Adapun, Heru juga menjelaskan bahwa saat ini pasar tengah mengalami penurunan daya beli yang juga berdampak terhadap kinerja volume penjualan perseroan. Secara umum, hal itu dinilai disebabkan oleh pandemi Covid-19 dan kenaikan tarif cukai rokok 2020.
Hal itu tercermin dari kinerja GGRM pada paruh pertama tahun ini yang mencatatkan penurunan 8,88 persen year on year (yoy) terhadap volume penjualan rokok keseluruhan.
Pada semester I/2020, GGRM hanya membukukan volume penjualan sebesar 42,5 miliar batang, lebih rendah dibandingkan dengan periode yang sama tahun lalu sebesar 46,6 miliar batang.
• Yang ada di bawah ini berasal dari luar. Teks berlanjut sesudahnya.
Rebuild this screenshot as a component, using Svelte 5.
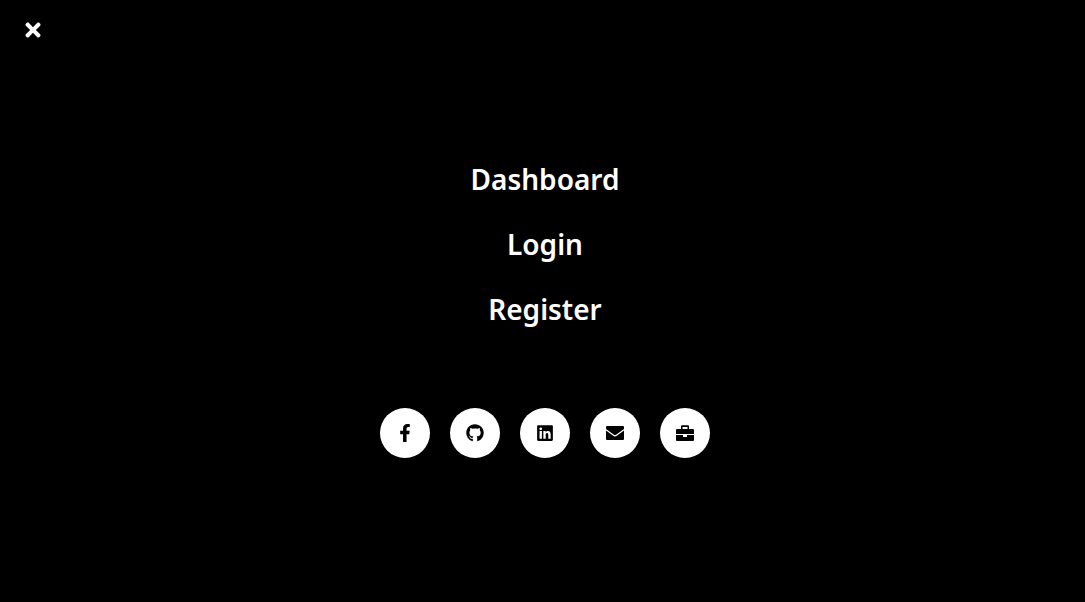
<script>
  const links = ['Dashboard', 'Login', 'Register'];

  const socials = [
    {
      label: 'Facebook',
      box: '0 0 320 512',
      width: 12,
      path: 'M279.14 288l14.22-92.66h-88.91v-60.13c0-25.35 12.42-50.06 52.24-50.06h40.42V6.26S260.43 0 225.36 0c-73.22 0-121.08 44.38-121.08 124.72v70.62H22.89V288h81.39v224h100.17V288z'
    },
    {
      label: 'GitHub',
      box: '0 0 496 512',
      width: 18,
      path: 'M165.9 397.4c0 2-2.3 3.6-5.2 3.6-3.3.3-5.6-1.3-5.6-3.6 0-2 2.3-3.6 5.2-3.6 3-.3 5.6 1.3 5.6 3.6zm-31.1-4.5c-.7 2 1.3 4.3 4.3 4.9 2.6 1 5.6 0 6.2-2s-1.3-4.3-4.3-5.2c-2.6-.7-5.5.3-6.2 2.3zm44.2-1.7c-2.9.7-4.9 2.6-4.6 4.9.3 2 2.9 3.3 5.9 2.6 2.9-.7 4.9-2.6 4.6-4.6-.3-1.9-3-3.2-5.9-2.9zM244.8 8C106.1 8 0 113.3 0 252c0 110.9 69.8 205.8 169.5 239.2 12.8 2.3 17.3-5.6 17.3-12.1 0-6.2-.3-40.4-.3-61.4 0 0-70 15-84.7-29.8 0 0-11.4-29.1-27.8-36.6 0 0-22.9-15.7 1.6-15.4 0 0 24.9 2 38.6 25.8 21.9 38.6 58.6 27.5 72.9 20.9 2.3-16 8.8-27.1 16-33.7-55.9-6.2-112.3-14.3-112.3-110.5 0-27.5 7.6-41.3 23.6-58.9-2.6-6.5-11.1-33.3 2.6-67.9 20.9-6.5 69 27 69 27 20-5.6 41.5-8.5 62.8-8.5s42.8 2.9 62.8 8.5c0 0 48.1-33.6 69-27 13.7 34.7 5.2 61.4 2.6 67.9 16 17.7 25.8 31.5 25.8 58.9 0 96.5-58.9 104.2-114.8 110.5 9.2 7.9 17 22.9 17 46.4 0 33.7-.3 75.4-.3 83.6 0 6.5 4.6 14.4 17.3 12.1C428.2 457.8 496 362.9 496 252 496 113.3 383.5 8 244.8 8zM97.2 352.9c-1.3 1-1 3.3.7 5.2 1.6 1.6 3.9 2.3 5.2 1 1.3-1 1-3.3-.7-5.2-1.6-1.6-3.9-2.3-5.2-1zm-10.8-8.1c-.7 1.3.3 2.9 2.3 3.9 1.6 1 3.6.7 4.3-.7.7-1.3-.3-2.9-2.3-3.9-2-.6-3.6-.3-4.3.7zm32.4 35.6c-1.6 1.3-1 4.3 1.3 6.2 2.3 2.3 5.2 2.6 6.5 1 1.3-1.3.7-4.3-1.3-6.2-2.2-2.3-5.2-2.6-6.5-1zm-11.4-14.7c-1.6 1-1.6 3.6 0 5.9 1.6 2.3 4.3 3.3 5.6 2.3 1.6-1.3 1.6-3.9 0-6.2-1.4-2.3-4-3.3-5.6-2z'
    },
    {
      label: 'LinkedIn',
      box: '0 0 448 512',
      width: 16,
      path: 'M416 32H31.9C14.3 32 0 46.5 0 64.3v383.4C0 465.5 14.3 480 31.9 480H416c17.6 0 32-14.5 32-32.3V64.3c0-17.8-14.4-32.3-32-32.3zM135.4 416H69V202.2h66.5V416zm-33.2-243c-21.3 0-38.5-17.3-38.5-38.5S80.9 96 102.2 96c21.2 0 38.5 17.3 38.5 38.5 0 21.3-17.2 38.5-38.5 38.5zm282.1 243h-66.4V312c0-24.8-.5-56.7-34.5-56.7-34.6 0-39.9 27-39.9 54.9V416h-66.4V202.2h63.7v29.2h.9c8.9-16.8 30.6-34.5 62.9-34.5 67.2 0 79.7 44.3 79.7 101.9V416z'
    },
    {
      label: 'Email',
      box: '0 0 18 18',
      width: 18,
      path: 'M1 2h16a1 1 0 0 1 1 1v2l-7.6 5.4a2.4 2.4 0 0 1-2.8 0L0 5V3a1 1 0 0 1 1-1zM0 6.6l7.2 5.2a3 3 0 0 0 3.6 0L18 6.6V15a1 1 0 0 1-1 1H1a1 1 0 0 1-1-1z'
    },
    {
      label: 'Portfolio',
      box: '0 0 18 18',
      width: 18,
      path: 'M6 1.3h6a1 1 0 0 1 1 1V5h4a1 1 0 0 1 1 1v4H0V6a1 1 0 0 1 1-1h4V2.300a1 1 0 0 1 1-1zM6.500 3v2h5V3zM0 11h7v2h4v-2h7v5a1 1 0 0 1-1 1H1a1 1 0 0 1-1-1z'
    }
  ];
</script>

<div class="overlay">
  <button class="close" type="button" aria-label="Close menu">
    <svg viewBox="0 0 352 512" width="16" height="22" aria-hidden="true">
      <path d="M242.72 256l100.07-100.07c12.28-12.28 12.28-32.19 0-44.48l-22.24-22.24c-12.28-12.28-32.19-12.28-44.48 0L176 189.28 75.93 89.21c-12.28-12.28-32.19-12.28-44.48 0L9.21 111.45c-12.28 12.28-12.28 32.19 0 44.48L109.28 256 9.21 356.07c-12.28 12.28-12.28 32.19 0 44.48l22.24 22.24c12.28 12.28 32.2 12.28 44.48 0L176 322.72l100.07 100.07c12.28 12.28 32.2 12.28 44.48 0l22.24-22.24c12.28-12.28 12.28-32.19 0-44.48L242.72 256z" />
    </svg>
  </button>

  <nav aria-label="Main">
    {#each links as link}
      <a href="#{link.toLowerCase()}">{link}</a>
    {/each}
  </nav>

  <div class="socials">
    {#each socials as item}
      <a href="#{item.label.toLowerCase()}" aria-label={item.label}>
        <svg viewBox={item.box} width={item.width} height="18" aria-hidden="true">
          <path d={item.path} fill-rule="evenodd" />
        </svg>
      </a>
    {/each}
  </div>
</div>

<style>
  :global(body) {
    margin: 0;
    background: #000;
  }

  .overlay {
    box-sizing: border-box;
    min-height: 100vh;
    padding: 15px 20px 40px 25px;
    display: flex;
    flex-direction: column;
    background: #000;
    color: #fff;
    font-family: 'Segoe UI', 'Noto Sans', 'Open Sans', sans-serif;
  }

  .close {
    align-self: flex-start;
    display: flex;
    align-items: center;
    height: 30px;
    padding: 0;
    border: 0;
    background: none;
    color: inherit;
    cursor: pointer;
  }

  svg {
    display: block;
    fill: currentColor;
  }

  nav {
    display: flex;
    flex-direction: column;
    align-items: center;
    gap: 25px;
    margin-top: 114px;
  }

  nav a {
    color: inherit;
    font-size: 28px;
    font-weight: 600;
    line-height: 40px;
    text-decoration: none;
  }

  .socials {
    display: flex;
    flex-wrap: wrap;
    justify-content: center;
    gap: 20px;
    margin-top: 79px;
  }

  .socials a {
    display: flex;
    align-items: center;
    justify-content: center;
    width: 50px;
    height: 50px;
    border-radius: 50%;
    background: #fff;
    color: #000;
  }
</style>
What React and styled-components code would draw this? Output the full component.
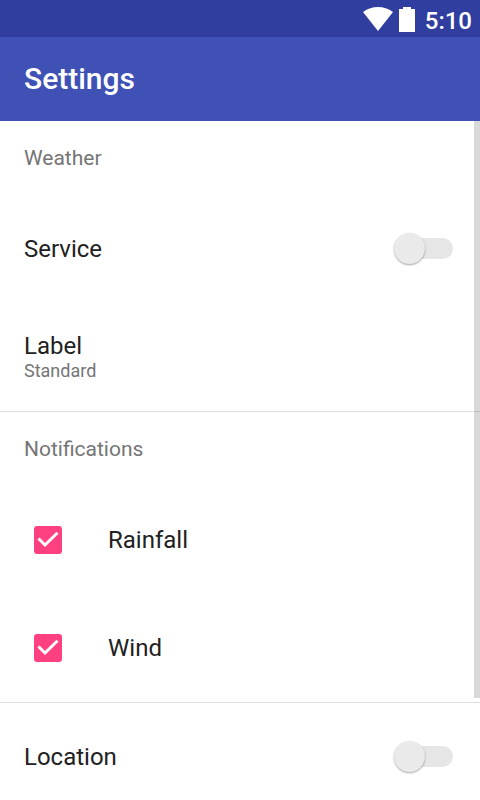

Penurunan terdalam terjadi pada pada rokok jenis sigaret kretek mesin (SKM) low tar nikotin (LTN) dari sebesar 4,2 miliar batang pada semester I/2019 menjadi hanya sebesar 2,3 miliar batang pada semester I/2020.
Kemudian diikuti oleh jenis SKM Full Flavour (FF) yang turun menjadi hanya terjual 35,8 miliar batang dibandingkan dengan 38,3 miliar batang pada periode yang sama tahun lalu.
Kendati demikian, volume penjualan rokok jenis sigaret kretek tangan (SKT) mengalami kenaikan menjadi sebesar 4,5 miliar batang pada paruh pertama tahun ini dibandingkan dengan 4,2 miliar batang pada periode yang sama tahun lalu.
Di sisi lain, perseroan berhasil membukukan kenaikan pendapatan 1,7 persen yoy pada semester I/2020 menjadi sebesar Rp53,65 triliun. Namun, dengan naiknya beban cukai yang tidak sebanding dengan volume penjualan, maka GGRM masih membukukan penurunan laba.
Adapun, laba yang dapat diatribusikan kepada pemilik entitas induk tergerus 10,75 persen secara tahunan menjadi Rp3,82 triliun pada paruh pertama tahun ini.
Sementara itu, sejumlah analis masih mempertahankan rekomendasi terhadap saham GGRM meskipun kinerja perseroan ke depan diproyeksi mengalami banyak tekanan.
Berdasarkan konsesus Bloomberg, sebanyak 26 analis merekomendasikan buy terhadap GGRM, 3 saham hold, sedangkan 4 saham lainnya berada di posisi sold. Adapun, pada perdagangan Senin (24/8/2020), GGRM parkir di level Rp52.725 turun 2,68 persen.
Analis Sinarmas Sekuritas Andrianto Saputra mempertahankan rekomendasi buy GGRM dengan target harga Rp66.300, seiring dengan positioning kuat perseroan di pangsa pasar SKM HT di dalam negeri.
“Selain itu, penyederhanaan pajak cukai (PMK 77/2020 baru) dapat memberikan dampak positif pada GGRM karena selisih harga antara pemain tier 1 dan 2 dapat menyempit,” tulis Andrianto seperti dikutip dari publikasi risetnya, Senin (24/8/2020).
Selain itu, Kepala Riset Kresna Sekuritas Robertus Yanuar Hardy menaikkan target price GGRM menjadi sebesar Rp57.800 seiring dengan potensi pembagian dividen interim oleh perseroan.
“Proyeksi dividen GGRM sebesar Rp2600 per saham yang diharapkan diumumkan pada RUPST berikutnya dan GGRM tengah diperdagangkan hanya dengan 5,2 persen dari potensi hasil dividen dan 12,0 / 11,7x dari rasio P/E-nya,” ujar Robertus seperti dikutip dari publikasi risetnya, Senin (24/8/2020).